4.   The first sentence of the section entitled "Short Sales Against-The-
Box" is deleted and replaced with the following:

  Each Fund (except Money Fund) may sell securities short in "short
  sales against-the-box."

5.   In the second paragraph of the section entitled "Investment
Restrictions," restrictions (1), (4) and (5) are deleted and the remaining
restrictions are renumbered consecutively.

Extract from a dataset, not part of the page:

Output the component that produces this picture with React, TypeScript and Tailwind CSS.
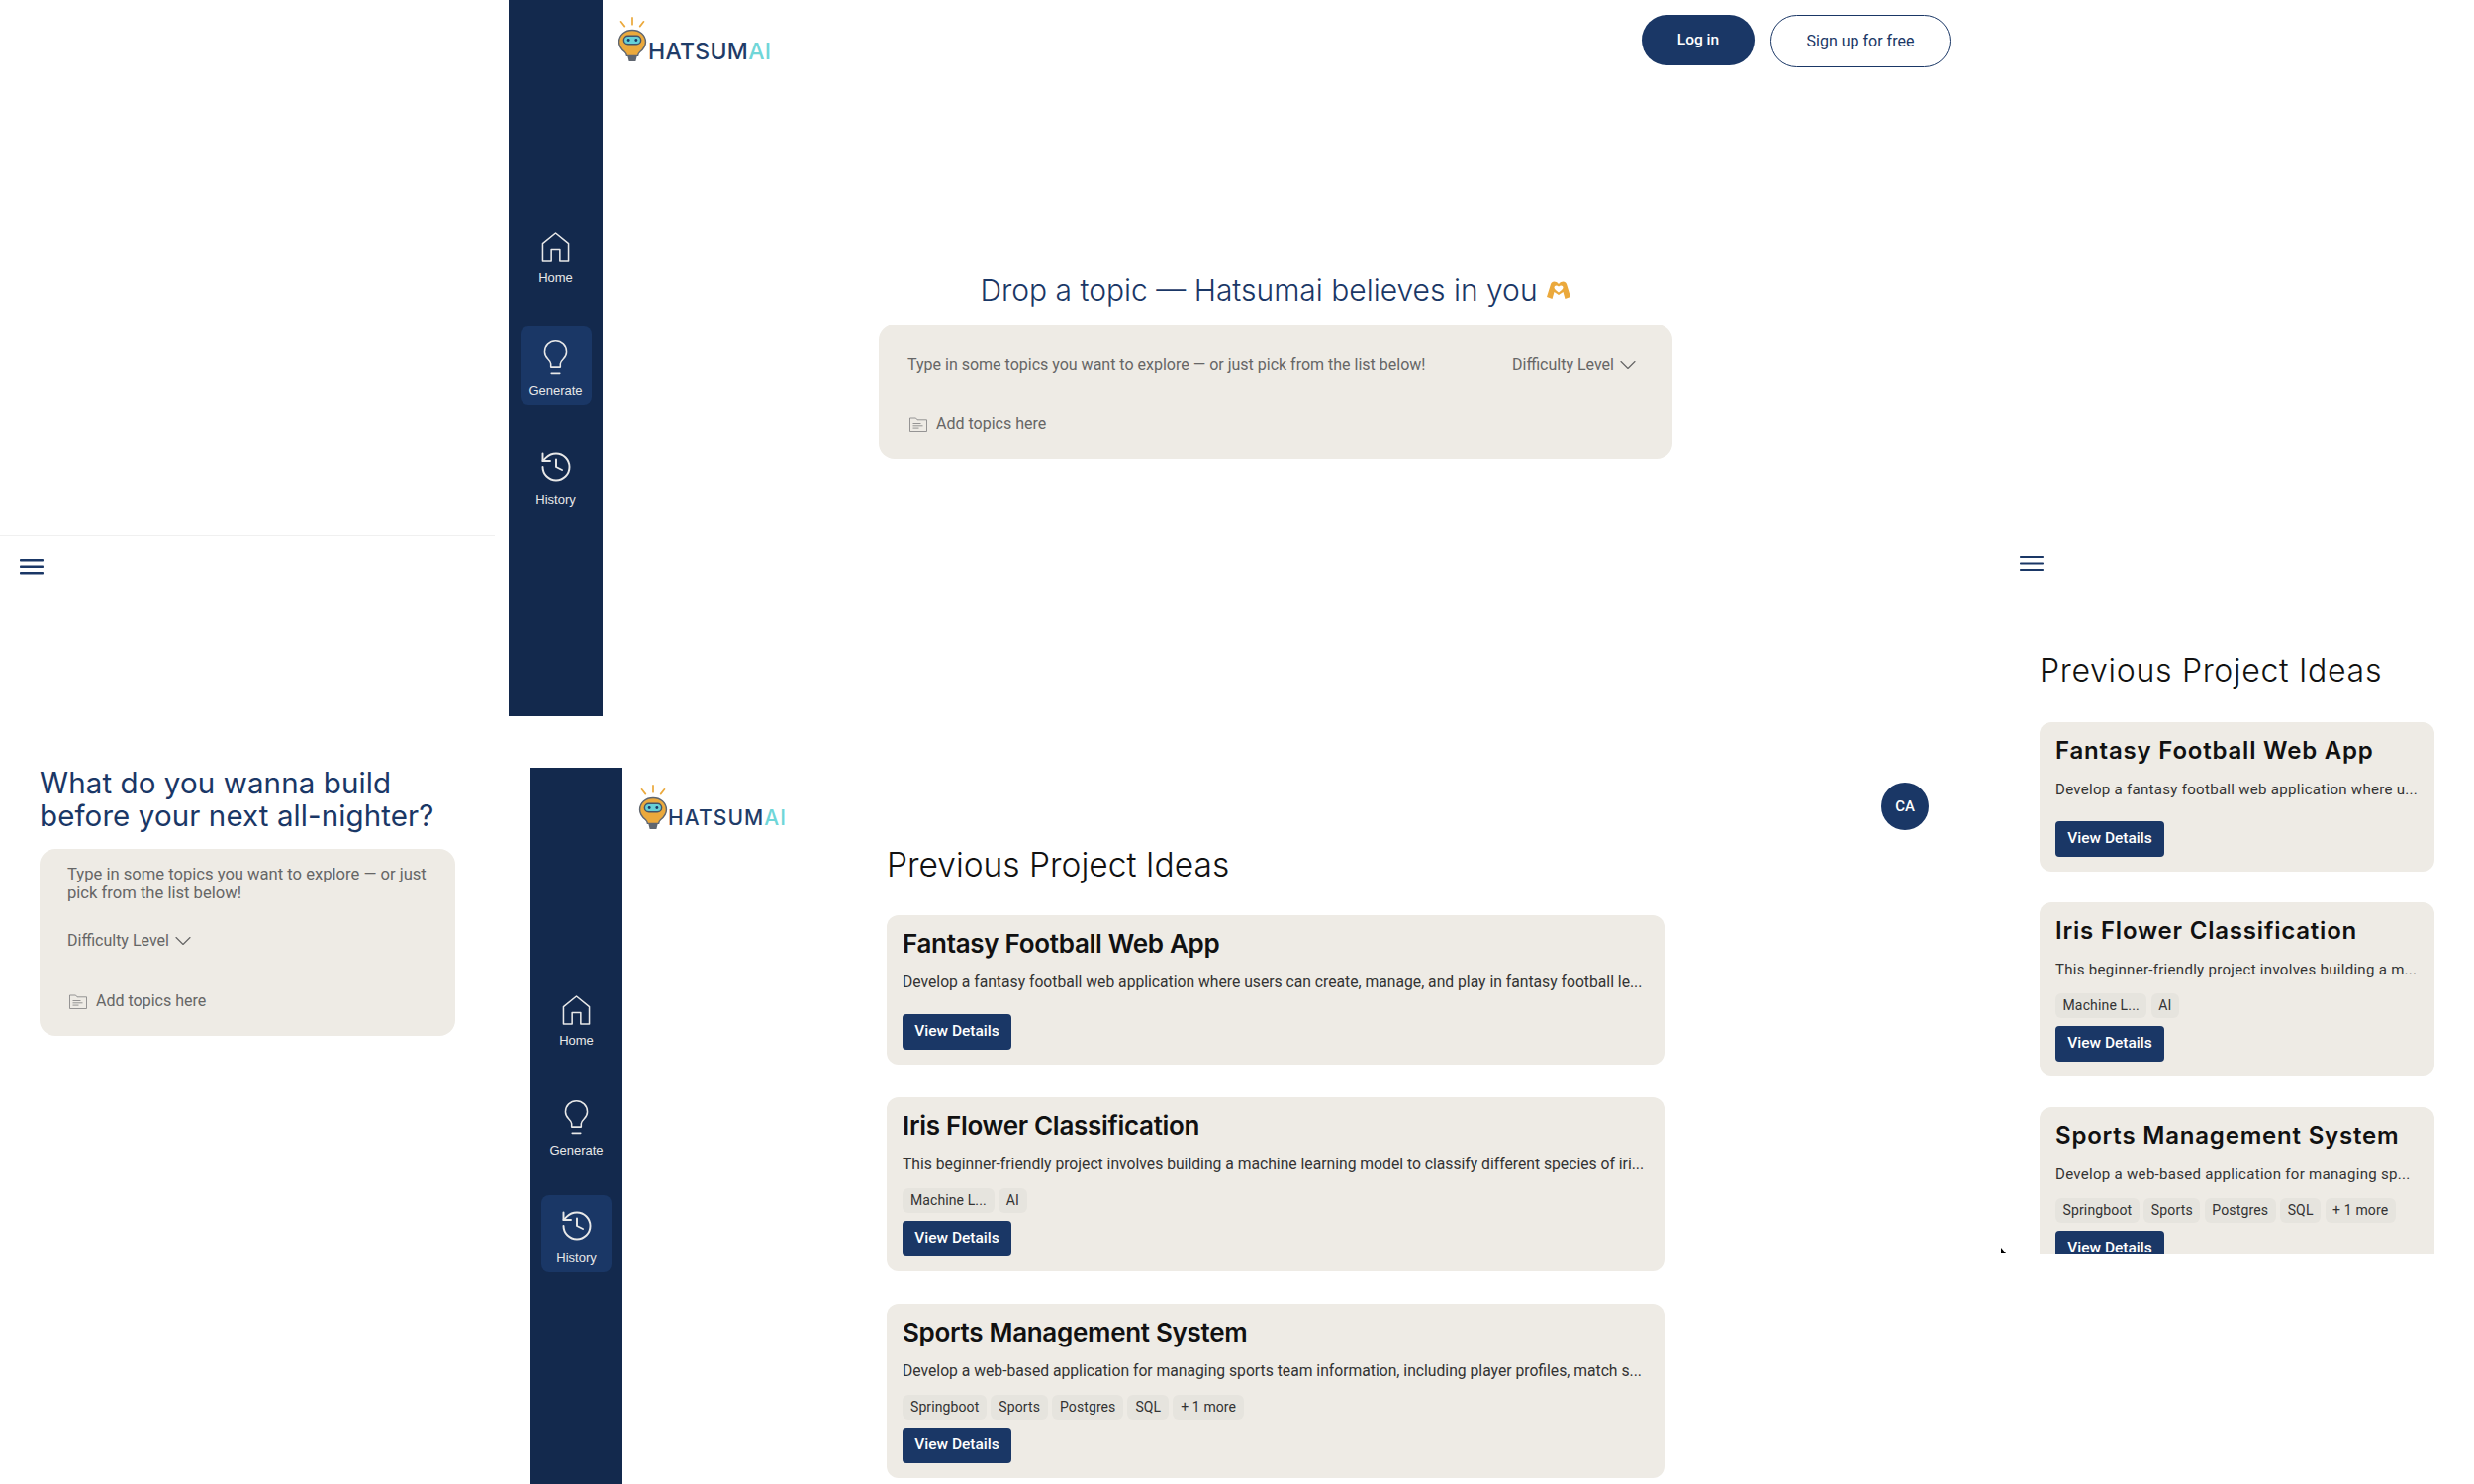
import { ChevronDown, History } from 'lucide-react';

function HomeIcon({ className }: { className?: string }) {
  return (
    <svg viewBox="0 0 30 32" fill="none" stroke="currentColor" strokeWidth="1.6" className={className}>
      <path d="M1.500 30.500V12.500L15 1.500l13.500 11v18h-9V18.500h-9V30.500z" strokeLinejoin="round" />
    </svg>
  );
}

function BulbIcon({ className }: { className?: string }) {
  return (
    <svg viewBox="0 0 26 38" fill="none" stroke="currentColor" strokeWidth="1.6" className={className}>
      <path d="M8 29v-3.500c0-2-1-3-3-5C2.800 18.300 1.500 16 1.500 13a11.500 11.500 0 0 1 23 0c0 3-1.300 5.300-3.500 7.500-2 2-3 3-3 5V29z" strokeLinejoin="round" />
      <path d="M8.500 35.500h9" strokeLinecap="round" />
    </svg>
  );
}

function FolderIcon({ className }: { className?: string }) {
  return (
    <svg viewBox="0 0 18 15" fill="none" stroke="currentColor" strokeWidth="0.9" className={className}>
      <path d="M.5 14.500V1h6l1.500 1.800h9.500v11.700z" strokeLinejoin="round" />
      <path d="M3.500 6.500h8M3.500 8.800h10M3.500 11.100h6" />
    </svg>
  );
}

function MenuIcon({ className, thin }: { className?: string; thin?: boolean }) {
  const bar = thin ? 2 : 2.6;
  return (
    <svg viewBox="0 0 24 16" fill="currentColor" className={className}>
      <rect x="0" y="0" width="24" height={bar} rx="0.8" />
      <rect x="0" y="6.500" width="24" height={bar} rx="0.8" />
      <rect x="0" y="13" width="24" height={bar} rx="0.8" />
    </svg>
  );
}

function HeartHands({ className }: { className?: string }) {
  return (
    <svg viewBox="0 0 26 20" className={className}>
      <path d="M1 17 5 4c1-3 5-3.500 8 0 3-3.500 7-3 8 0l4 13-5.500 2-2-7L13 15l-4.500-3-2 7z" fill="#eba93c" />
      <path d="M13 6.500c-2-2-4.500-1-4.500 1 0 1.500 2.500 3.500 4.500 5 2-1.500 4.500-3.500 4.500-5 0-2-2.500-3-4.500-1z" fill="#fff" />
    </svg>
  );
}

function Logo({ compact }: { compact?: boolean }) {
  return (
    <div className="flex items-end w-[155px] h-[50px]">
      <svg viewBox="0 0 30 50" className="w-[30px] h-[48px] shrink-0">
        <path d="M15 1v7M3 5l4 5M27 5l-4 5" stroke="#eba93c" strokeWidth="1.800" strokeLinecap="round" />
        <path
          d="M15 14c-7.500 0-14 5-14 12.500 0 5 3 8 6 10.500 1.500 1.200 2 2.500 2.200 4h11.600c.2-1.500.7-2.800 2.200-4 3-2.500 6-5.500 6-10.500C29 19 22.500 14 15 14z"
          fill="#eba93c"
          stroke="#5f6670"
          strokeWidth="1.500"
        />
        <path d="M10 41h10l-1.500 6h-7z" fill="#5f6670" />
        <rect x="6" y="20" width="18" height="9" rx="4.500" fill="#67d0d6" stroke="#43546a" strokeWidth="1.500" />
        <circle cx="11" cy="24.500" r="1.500" fill="#1a3766" />
        <circle cx="19" cy="24.500" r="1.500" fill="#1a3766" />
      </svg>
      <span
        className={
          compact
            ? "mb-[1px] font-['Inter',sans-serif] text-[21px] leading-[26px] font-medium tracking-[1.1px] text-[#1f3c68] whitespace-nowrap"
            : "ml-[1px] font-['Inter',sans-serif] text-[23px] leading-[26px] font-medium tracking-[0.3px] text-[#1f3c68] whitespace-nowrap"
        }
      >
        HATSUM<span className="text-[#6fd6d8]">AI</span>
      </span>
    </div>
  );
}

function NavItem({ label, active, compact, children }: { label: string; active?: boolean; compact?: boolean; children: React.ReactNode }) {
  return (
    <div
      className={`flex flex-col items-center justify-center gap-[7px] pt-[5px] rounded-lg text-[#e8e8e8] font-['Liberation_Sans',sans-serif] text-[13px] leading-[15px] ${
        compact ? 'w-[71px] h-[78px]' : 'w-[72px] h-[79px]'
      } ${active ? 'bg-[#1a3766]' : ''}`}
    >
      {children}
      <span>{label}</span>
    </div>
  );
}

function Sidebar({ active, compact }: { active: string; compact?: boolean }) {
  return (
    <aside
      className={`shrink-0 h-full bg-[#13294d] flex flex-col items-center ${
        compact ? 'w-[93px] pt-[214px] gap-[31px]' : 'w-[95px] pt-[219px] gap-[32px]'
      }`}
    >
      <NavItem label="Home" active={active === 'Home'} compact={compact}>
        <HomeIcon className="w-[29px] h-[32px]" />
      </NavItem>
      <NavItem label="Generate" active={active === 'Generate'} compact={compact}>
        <BulbIcon className="w-[25px] h-[37px]" />
      </NavItem>
      <NavItem label="History" active={active === 'History'} compact={compact}>
        <History className="w-[36px] h-[36px]" strokeWidth={1.300} />
      </NavItem>
    </aside>
  );
}

function Chip({ children, wide }: { children: React.ReactNode; wide?: boolean }) {
  return (
    <span
      className={
        wide
          ? 'px-[7.500px] h-[25px] flex items-center rounded-md bg-[#e6e4de] text-[14px] tracking-[0.15px] text-[#333] whitespace-nowrap'
          : 'px-[8px] h-[25px] flex items-center rounded-md bg-[#e6e4de] text-[14px] tracking-[0.1px] text-[#333] whitespace-nowrap'
      }
    >
      {children}
    </span>
  );
}

type Project = { title: string; wide: string; narrow: string; chips: string[] };

const projects: Project[] = [
  {
    title: 'Fantasy Football Web App',
    wide: 'Develop a fantasy football web application where users can create, manage, and play in fantasy football le...',
    narrow: 'Develop a fantasy football web application where u...',
    chips: [],
  },
  {
    title: 'Iris Flower Classification',
    wide: 'This beginner-friendly project involves building a machine learning model to classify different species of iri...',
    narrow: 'This beginner-friendly project involves building a m...',
    chips: ['Machine L...', 'AI'],
  },
  {
    title: 'Sports Management System',
    wide: 'Develop a web-based application for managing sports team information, including player profiles, match s...',
    narrow: 'Develop a web-based application for managing sp...',
    chips: ['Springboot', 'Sports', 'Postgres', 'SQL', '+ 1 more'],
  },
];

function ProjectCard({ project, wide }: { project: Project; wide?: boolean }) {
  const hasChips = project.chips.length > 0;
  return (
    <div
      className={`rounded-xl bg-[#eeebe5] font-['Roboto',sans-serif] px-[16px] pt-[14px] pb-[15px] ${
        wide ? 'w-[399px]' : 'w-[786px]'
      }`}
    >
      <h3
        className={
          wide
            ? "font-['Inter',sans-serif] text-[24px] leading-[30px] font-semibold tracking-[0.8px] text-[#111] whitespace-nowrap"
            : "font-['Inter',sans-serif] text-[26px] leading-[30px] font-semibold tracking-[-0.3px] text-[#111] whitespace-nowrap"
        }
      >
        {project.title}
      </h3>
      <p
        className={
          wide
            ? 'mt-[14px] text-[15px] leading-[20px] tracking-[0.3px] text-[#333] whitespace-nowrap'
            : 'mt-[14px] text-[15.700px] leading-[20px] text-[#333] whitespace-nowrap'
        }
      >
        {wide ? project.narrow : project.wide}
      </p>
      {hasChips ? (
        <div className={wide ? 'mt-[14px] flex gap-[4.500px]' : 'mt-[14px] flex gap-[4px]'}>
          {project.chips.map((c) => (
            <Chip key={c} wide={wide}>
              {c}
            </Chip>
          ))}
        </div>
      ) : (
        <div className="h-[14px]" />
      )}
      <button
        type="button"
        className="mt-[8px] block w-[110px] h-[36px] rounded bg-[#1a3766] text-white text-[15.500px] font-medium"
      >
        View Details
      </button>
    </div>
  );
}

function PromptFooter() {
  return (
    <div className="ml-[2px] flex items-center gap-[9px] text-[16px] text-[#666]">
      <FolderIcon className="w-[18px] h-[15px] text-[#8a8a8a]" />
      <span>Add topics here</span>
    </div>
  );
}

function Difficulty() {
  return (
    <div className="flex items-center text-[16px] text-[#666] whitespace-nowrap">
      <span>Difficulty Level</span>
      <ChevronDown className="w-[28px] h-[28px] -my-[2px]" strokeWidth={1} />
    </div>
  );
}

export default function App() {
  return (
    <div className="relative w-[2500px] h-[1500px] bg-white overflow-hidden font-['Roboto',sans-serif]">
      {/* desktop, logged out */}
      <section className="absolute left-[514px] top-0 w-[1457px] h-[724px] flex">
        <Sidebar active="Generate" />
        <div className="flex-1 min-w-0">
          <header className="h-[68px] pl-[15px] pt-[15px] flex items-start justify-between">
            <Logo />
            <div className="flex gap-[16px]">
              <button type="button" className="w-[114px] h-[51px] rounded-full bg-[#1a3766] text-white text-[15.500px] font-medium">
                Log in
              </button>
              <button
                type="button"
                className="w-[182px] h-[53px] rounded-full border border-[#1a3766] text-[#1a3766] text-[16px]"
              >
                Sign up for free
              </button>
            </div>
          </header>
          <div className="ml-[279px] mt-[207px] w-[802px]">
            <h2 className="h-[36px] flex items-center justify-center gap-[8px] font-['Inter',sans-serif] text-[30px] font-light text-[#1a3766] whitespace-nowrap">
              Drop a topic — Hatsumai believes in you
              <HeartHands className="w-[26px] h-[20px]" />
            </h2>
            <div className="mt-[17px] h-[136px] rounded-2xl bg-[#eeebe5] pl-[29px] pr-[31px] pt-[29px]">
              <div className="flex items-center justify-between h-[24px]">
                <span className="text-[16px] text-[#666] whitespace-nowrap">
                  Type in some topics you want to explore — or just pick from the list below!
                </span>
                <Difficulty />
              </div>
              <div className="mt-[36px]">
                <PromptFooter />
              </div>
            </div>
          </div>
        </div>
      </section>

      {/* mobile, prompt */}
      <section className="absolute left-0 top-[541px] w-[500px] h-[520px] border-t border-[#f0f0f0]">
        <div className="pl-[20px] pt-[23px]">
          <MenuIcon className="w-[24px] h-[16px] text-[#1a3766]" />
        </div>
        <div className="pl-[40px] pt-[194px]">
          <h2 className="font-['Inter',sans-serif] text-[29.500px] leading-[33px] tracking-[0.1px] text-[#1a3766] whitespace-nowrap">
            What do you wanna build
            <br />
            before your next all-nighter?
          </h2>
          <div className="mt-[17px] w-[420px] h-[189px] rounded-2xl bg-[#eeebe5] pl-[28px] pr-[20px] pt-[16px]">
            <p className="text-[16.600px] leading-[19px] text-[#666]">
              Type in some topics you want to explore — or just pick from the list below!
            </p>
            <div className="mt-[27px]">
              <Difficulty />
            </div>
            <div className="mt-[37px]">
              <PromptFooter />
            </div>
          </div>
        </div>
      </section>

      {/* desktop, logged in */}
      <section className="absolute left-[536px] top-[776px] w-[1413px] h-[724px] flex">
        <Sidebar active="History" compact />
        <div className="flex-1 min-w-0">
          <header className="h-[65px] pl-[16px] pt-[15px] flex items-start justify-between">
            <Logo compact />
            <div className="w-[48px] h-[48px] rounded-full bg-[#1a3766] flex items-center justify-center text-white text-[15px] font-medium">
              CA
            </div>
          </header>
          <div className="ml-[267px] mt-[15px] w-[786px]">
            <h2 className="h-[36px] flex items-center font-['Inter',sans-serif] text-[33.500px] font-light text-[#111] whitespace-nowrap">
              Previous Project Ideas
            </h2>
            <div className="mt-[33px] flex flex-col gap-[33px]">
              {projects.map((p) => (
                <ProjectCard key={p.title} project={p} />
              ))}
            </div>
          </div>
        </div>
      </section>

      {/* mobile, history */}
      <section className="absolute left-[2020px] top-[540px] w-[480px] h-[728px] overflow-hidden">
        <div className="pl-[21px] pt-[22px]">
          <MenuIcon thin className="w-[24px] h-[16px] text-[#1a3766]" />
        </div>
        <div className="pl-[41px] pt-[82px]">
          <h2 className="h-[36px] flex items-center font-['Inter',sans-serif] text-[32px] font-light tracking-[0.7px] text-[#111] whitespace-nowrap">
            Previous Project Ideas
          </h2>
          <div className="mt-[34px] flex flex-col gap-[31px]">
            {projects.map((p) => (
              <ProjectCard key={p.title} project={p} wide />
            ))}
          </div>
        </div>
        {/* stray pointer tip left in the capture */}
        <div className="absolute left-[2px] bottom-[1px] w-0 h-0 border-l-[5px] border-l-black border-t-[6px] border-t-transparent" />
      </section>
    </div>
  );
}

6.   The address for "Charles Conrad, Jr." in the section entitled
"Trustees and Officers" is revised as follows:  "1447 Vista del Cerro, Las
Cruces, New Mexico 88005".

7.   The second paragraph below the management fee table in the section
entitled "Investment Management Services" is revised as follows:  (a) the
following is added after the first sentence:

  Effective January 1, 1995, the Manager has voluntarily undertaken
  that the total expenses of any Fund shall not exceed 2.5% of the
  first $30 million of average net assets of that Fund, 2.0% of the
  next $70 million and 1.5% of average net assets over $100 million. 
  In addition, the Manager has voluntarily undertaken that it will
  limit the management fee charged under Strategic Bond Fund's
  Agreement so that the ordinary operating expenses of that Fund would
  not exceed 1.0% of its average net assets in any fiscal year.

  (b) The last three sentences of that same paragraph are deleted.